Seis segundos pueden experimentarse como una pequeña muerte de la que nacen preguntas fundamentales que no estaban previstas para ser extraídas del sopor de la tarde. Más que advertir dolor alguno, Alesia estaba sorprendida, no sabía si sangraba, si algo en su cuerpo se había roto o si el azul intenso que percibió en lo alto era un engaño; seis segundos eran una transición entre lo que fue y sería, un punto de partida y llegada. Hasta que aparecieron las primeras manos y las primeras voces para ayudarla a tomar conciencia de que debía responder y percatarse de quién era después del trance, tirada en el pavimento que aún guardaba el calor del sol. ¿Se encuentra bien?, escuchó. ¿Puede moverse?, dijo alguien más. ¿Estoy viva?, se preguntó ella. Fue hasta el segundo 24 que la opresión en la rodilla derecha se fue convirtiendo en dolor.

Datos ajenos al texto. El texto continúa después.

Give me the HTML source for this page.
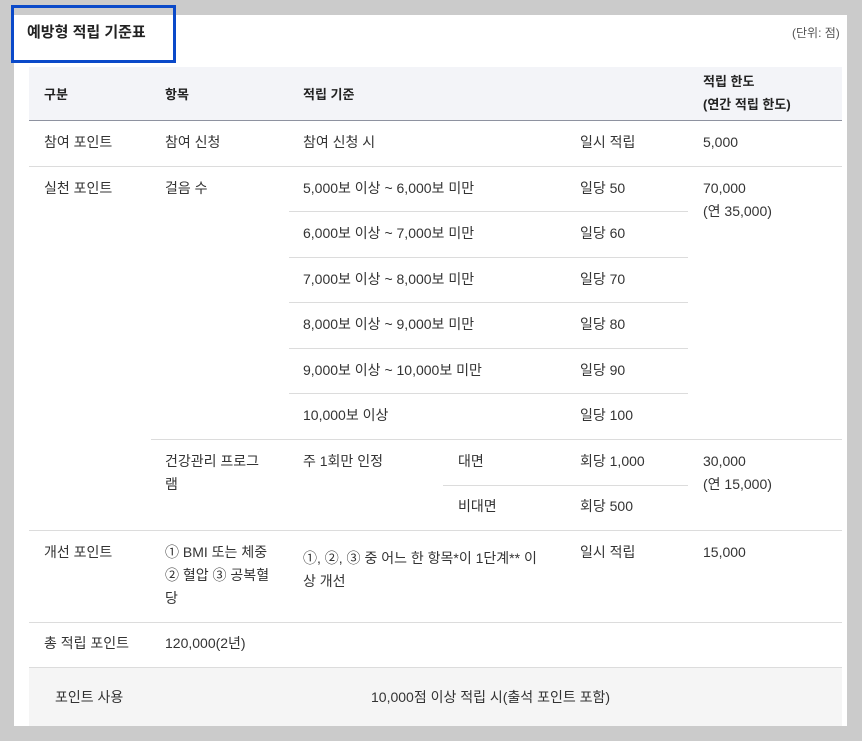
<!DOCTYPE html>
<html><head><meta charset="utf-8"><style>
body{margin:0;width:862px;height:741px;background:#cbcbcb;position:relative;overflow:hidden;font-family:"Liberation Sans","Noto Sans CJK KR",sans-serif;font-size:14px;color:#333;}
.a{position:absolute;line-height:23px;white-space:nowrap}
.l{position:absolute;height:1px;background:#dcdcdc}
b{font-weight:bold;color:#222}
</style></head><body>
<div style="position:absolute;left:14px;top:15px;width:833px;height:711px;background:#fff"></div>
<div style="position:absolute;left:11px;top:5px;width:159px;height:52px;border:3px solid #0a49c9"></div>
<div class="a" style="left:27px;top:21px;font-weight:bold;font-size:15px;color:#222">예방형 적립 기준표</div>
<div class="a" style="left:792px;top:22px;font-size:12px;color:#555">(단위: 점)</div>
<div style="position:absolute;left:29px;top:67px;width:813px;height:53px;background:#f3f4f8;border-bottom:1px solid #8e92a0"></div>
<div class="a" style="left:44px;top:83px;font-size:13px"><b>구분</b></div>
<div class="a" style="left:165px;top:83px;font-size:13px"><b>항목</b></div>
<div class="a" style="left:303px;top:83px;font-size:13px"><b>적립 기준</b></div>
<div class="a" style="left:703px;top:70px;font-size:13px"><b>적립 한도<br>(연간 적립 한도)</b></div>

<div class="a" style="left:44px;top:131px">참여 포인트</div>
<div class="a" style="left:165px;top:131px">참여 신청</div>
<div class="a" style="left:303px;top:131px">참여 신청 시</div>
<div class="a" style="left:580px;top:131px">일시 적립</div>
<div class="a" style="left:703px;top:131px">5,000</div>
<div class="l" style="left:29px;top:166px;width:813px"></div>

<div class="a" style="left:44px;top:177px">실천 포인트</div>
<div class="a" style="left:165px;top:177px">걸음 수</div>
<div class="a" style="left:703px;top:177px">70,000<br>(연 35,000)</div>
<div class="a" style="left:303px;top:177px">5,000보 이상 ~ 6,000보 미만</div><div class="a" style="left:580px;top:177px">일당 50</div>
<div class="l" style="left:289px;top:211px;width:399px"></div>
<div class="a" style="left:303px;top:222px">6,000보 이상 ~ 7,000보 미만</div><div class="a" style="left:580px;top:222px">일당 60</div>
<div class="l" style="left:289px;top:257px;width:399px"></div>
<div class="a" style="left:303px;top:268px">7,000보 이상 ~ 8,000보 미만</div><div class="a" style="left:580px;top:268px">일당 70</div>
<div class="l" style="left:289px;top:302px;width:399px"></div>
<div class="a" style="left:303px;top:313px">8,000보 이상 ~ 9,000보 미만</div><div class="a" style="left:580px;top:313px">일당 80</div>
<div class="l" style="left:289px;top:348px;width:399px"></div>
<div class="a" style="left:303px;top:359px">9,000보 이상 ~ 10,000보 미만</div><div class="a" style="left:580px;top:359px">일당 90</div>
<div class="l" style="left:289px;top:393px;width:399px"></div>
<div class="a" style="left:303px;top:404px">10,000보 이상</div><div class="a" style="left:580px;top:404px">일당 100</div>
<div class="l" style="left:151px;top:439px;width:691px"></div>

<div class="a" style="left:165px;top:450px">건강관리 프로그<br>램</div>
<div class="a" style="left:303px;top:450px">주 1회만 인정</div>
<div class="a" style="left:458px;top:450px">대면</div><div class="a" style="left:580px;top:450px">회당 1,000</div>
<div class="a" style="left:703px;top:450px">30,000<br>(연 15,000)</div>
<div class="l" style="left:443px;top:485px;width:245px"></div>
<div class="a" style="left:458px;top:495px">비대면</div><div class="a" style="left:580px;top:495px">회당 500</div>
<div class="l" style="left:29px;top:530px;width:813px"></div>

<div class="a" style="left:44px;top:541px">개선 포인트</div>
<div class="a" style="left:165px;top:541px">① BMI 또는 체중<br>② 혈압 ③ 공복혈<br>당</div>
<div class="a" style="left:303px;top:547px">①, ②, ③ 중 어느 한 항목*이 1단계** 이<br>상 개선</div>
<div class="a" style="left:580px;top:541px">일시 적립</div>
<div class="a" style="left:703px;top:541px">15,000</div>
<div class="l" style="left:29px;top:622px;width:813px"></div>

<div class="a" style="left:44px;top:632px">총 적립 포인트</div>
<div class="a" style="left:165px;top:632px">120,000(2년)</div>
<div class="l" style="left:29px;top:667px;width:813px"></div>
<div style="position:absolute;left:29px;top:668px;width:813px;height:58px;background:#f5f5f5"></div>
<div class="a" style="left:55px;top:686px">포인트 사용</div>
<div class="a" style="left:371px;top:686px">10,000점 이상 적립 시(출석 포인트 포함)</div>
</body></html>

Después el rojo sangre en sus manos y un ardor terrible en el codo izquierdo la trajeron de vuelta por completo. Entre el segundo 25 y el 32 lograron ponerla de pie para conducirla a la banqueta, mientras Emiliano ayudaba a levantar la motoneta y llevarla hacia la orilla; solo una calavera rota quedó en medio de la calle. En el 35 Emiliano al fin pudo lanzar preguntas trastabillantes, en medio de muchos “lo siento” y “todo estará bien”.
Cuando Alesia respondió “me duele mucho mi rodilla” descubrió la mirada dulce de Emiliano y experimentó un ligero alivio; era el segundo 42. En el 50 ya confiaba en él y en su oferta de llevarla a un hospital cercano y hacerse cargo de todo. De ahí al inicio del nuevo minuto ocurrió una magia de intercambios de miradas y frases cortas. En 47 segundos el mundo daba un giro inesperado. En medio del dolor de ella y del azoro de él aparecieron dos sonrisas inusitadas, prometedoras. No importaron los claxonazos que exigían el retiro del auto, la calavera rota, la rodilla inflamándose, las raspaduras y el codo adolorido, ni la cuenta que él pagaría por la atención médica, la ultrasonografía, los antiinflamatorios y los analgésicos. Sólo importó la corazonada que ambos tuvieron de que el segundo catorce del minuto once de la sexta hora vespertina de ese día que anunciaba lluvia, los estaba esperando desde siempre, y de que esa era la escena y la escenografía imprescindible para que todo sucediera.
Una hora después la lluvia era densa: una cortina de tiempo líquido en la que una mano invisible seguiría escribiendo historias.